L'enfant, il est mort. Mais ses parents, eux, ont dû chercher de la glace. Il ont sonné chez des voisins cette nuit-là, leur demandant de la glace. Ils avaient besoin de garder le corps de leur fils au frais, car ils ne pouvait pas l'emmener à l'hôpital. Ils savaient que les forces de sécurité voleraient le corps.
Ils le savaient, parce qu'elles l'avaient déjà fait, et plus d'une fois. Elles venaient, le soir-même, dans la même ville d'Izeh, de voler le corps de Sepehr Maghsoodi, 14 ans. Je demande si les parents de Kian savaient, pour Sepehr.
Quoiqu'il en soit ils savaient qu'ils devaient garder leur fils avec eux, pour la nuit, avant de pouvoir organiser son enterrement, ou autrement, nous n'aurions peut-être jamais su où se trouvait le corps.
Kian est un mot difficile à traduire. Kian, ça veut dire souveraineté, peut-être. Kian c'est peut-être la "fondation", ou tout ce qui vous permet de rester ce que vous êtes.
Si vous le perdez, vous n'êtes plus vous. Ce n'est pas un nom rare pour un enfant de cet âge. J'ai pensé m'en servir, moi aussi, pour l'un de mes propres enfants.
Quand un adulte meurt, il a tendance à continuer à vivre en nous, d'une manière ou d'une autre, parce que nous avons des souvenirs de lui. Les adultes, nous les pleurons avec nos souvenirs.
Mais un enfant, c'est différent. Nos enfants, nous les pleurons avec toutes les choses que nous n'avons pas faites avec eux. Pour le futur qui leur a été volé.

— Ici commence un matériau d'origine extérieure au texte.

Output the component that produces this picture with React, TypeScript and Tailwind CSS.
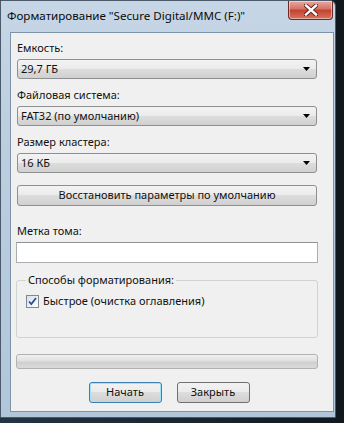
import React from 'react';

const Combo = ({ value }: { value: string }) => (
  <div className="flex h-[20px] items-center justify-between rounded-[3px] border border-[#8e8f8f] bg-[linear-gradient(#f3f3f3,#ebebeb_50%,#dddddd_50%,#d0d0d0)] pl-[3px] pr-[6px]">
    <span>{value}</span>
    <svg width="7" height="4" viewBox="0 0 7 4">
      <path d="M0 0h7L3.5 4z" fill="#000" />
    </svg>
  </div>
);

const Label = ({ children }: { children: React.ReactNode }) => (
  <div className="mb-[3px] h-[16px] leading-[16px]">{children}</div>
);

export default function App() {
  return (
    <div className="h-[423px] w-[344px] overflow-hidden bg-[linear-gradient(90deg,#243444,#10181f)] font-['Noto_Sans',sans-serif] text-[11px] text-[#111]">
      <div className="flex h-[418px] w-[336px] flex-col rounded-tr-[6px] border border-[#4a5a6a] bg-[linear-gradient(180deg,#c6d6e6,#bccfe1_30%,#b2c6da)]">
        {/* title bar */}
        <div className="flex h-[31px] items-start justify-between pl-[6px]">
          <div className="pt-[7px] text-[11.6px] leading-[16px] text-[#0b0b0b]">
            Форматирование "Secure Digital/MMC (F:)"
          </div>
          <div className="mr-[2px] flex h-[19px] w-[45px] items-center justify-center rounded-b-[4px] border border-t-0 border-[#6b2a26] bg-[linear-gradient(#e9a99f,#d27266_45%,#c2402f_50%,#d6745e)] shadow-[inset_0_0_0_1px_rgba(255,255,255,0.45)]">
            <svg width="14" height="12" viewBox="0 0 14 12">
              <path d="M2 1.5l10 9M12 1.5l-10 9" stroke="#5a1c16" strokeWidth="4.2" strokeLinecap="square" />
              <path d="M2 1.5l10 9M12 1.5l-10 9" stroke="#fff" strokeWidth="2.4" strokeLinecap="square" />
            </svg>
          </div>
        </div>
        {/* client area */}
        <div className="ml-[9px] mr-[1px] flex h-[380px] flex-col border border-[#7f93a8] bg-[#f0f0f0] pl-[6px] pr-[16px] pt-[7px]">
          <Label>Емкость:</Label>
          <Combo value="29,7 ГБ" />
          <div className="mt-[8px]">
            <Label>Файловая система:</Label>
            <Combo value="FAT32 (по умолчанию)" />
          </div>
          <div className="mt-[8px]">
            <Label>Размер кластера:</Label>
            <Combo value="16 КБ" />
          </div>
          <div className="mt-[12px] flex h-[21px] items-center justify-center rounded-[3px] border border-[#8e8f8f] bg-[linear-gradient(#f3f3f3,#ebebeb_50%,#dddddd_50%,#d0d0d0)]">
            Восстановить параметры по умолчанию
          </div>
          <div className="mt-[17px]">
            <Label>Метка тома:</Label>
            <div className="-mx-[1px] h-[21px] border border-[#abadb3] border-t-[#8f9499] bg-white" />
          </div>
          <fieldset className="-mx-[1px] mt-[9px] h-[66px] rounded-[3px] border border-[#cfd3d6] px-[9px] pt-[5px]">
            <legend className="px-[2px] leading-[16px]">Способы форматирования:</legend>
            <label className="flex items-center gap-[4px]">
              <span className="flex h-[13px] w-[13px] items-center justify-center border border-[#7a8a99] bg-[linear-gradient(135deg,#d9dfe6,#ffffff)]">
                <svg width="9" height="9" viewBox="0 0 9 9">
                  <path d="M1 4.5l2.3 2.5L8 1" fill="none" stroke="#2a4f9a" strokeWidth="1.8" />
                </svg>
              </span>
              <span className="leading-[16px]">Быстрое (очистка оглавления)</span>
            </label>
          </fieldset>
          <div className="-mx-[1px] mt-[16px] h-[15px] rounded-[3px] border border-[#b2b2b2] bg-[linear-gradient(#f0f0f0,#e0e0e0_45%,#cfcfcf_55%,#dadada)]" />
          <div className="mt-[13px] flex justify-center gap-[15px] pl-[4px]">
            <div className="flex h-[21px] w-[73px] items-center justify-center rounded-[3px] border border-[#3c7fb1] bg-[linear-gradient(#f2f2f2,#ebebeb_50%,#dddddd_50%,#cfcfcf)] shadow-[inset_0_0_0_1px_#9ee2fb]">
              Начать
            </div>
            <div className="flex h-[21px] w-[73px] items-center justify-center rounded-[3px] border border-[#707070] bg-[linear-gradient(#f2f2f2,#ebebeb_50%,#dddddd_50%,#cfcfcf)]">
              Закрыть
            </div>
          </div>
        </div>
      </div>
    </div>
  );
}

Nous les pleurons avec tous les souvenirs qui n'auront pas eu le temps de se produire.
Kian sera toujours mort, jour et nuit, tant que nous continuerons à vivre.
La ville d'Izeh, les habitants d'Izeh, sont confrontés à ce chagrin, et à vrai dire ils sont confrontés à bien plus.
Ils sont confrontés à un maire, un chef de la police, un gouverneur, à ces gens-là qui viendront travailler demain et être ce qu'ils sont.
Ils vont être les institutions d'une ville, qui a perdu son Kian, et ils iront encaisser leurs chèques à la fin du mois, comme tous les mois.
Je pleure pour Izeh, car il y aura toujours un maire à Izeh quand le week-end sera terminé. Alors qu'il n'y a plus de Kian.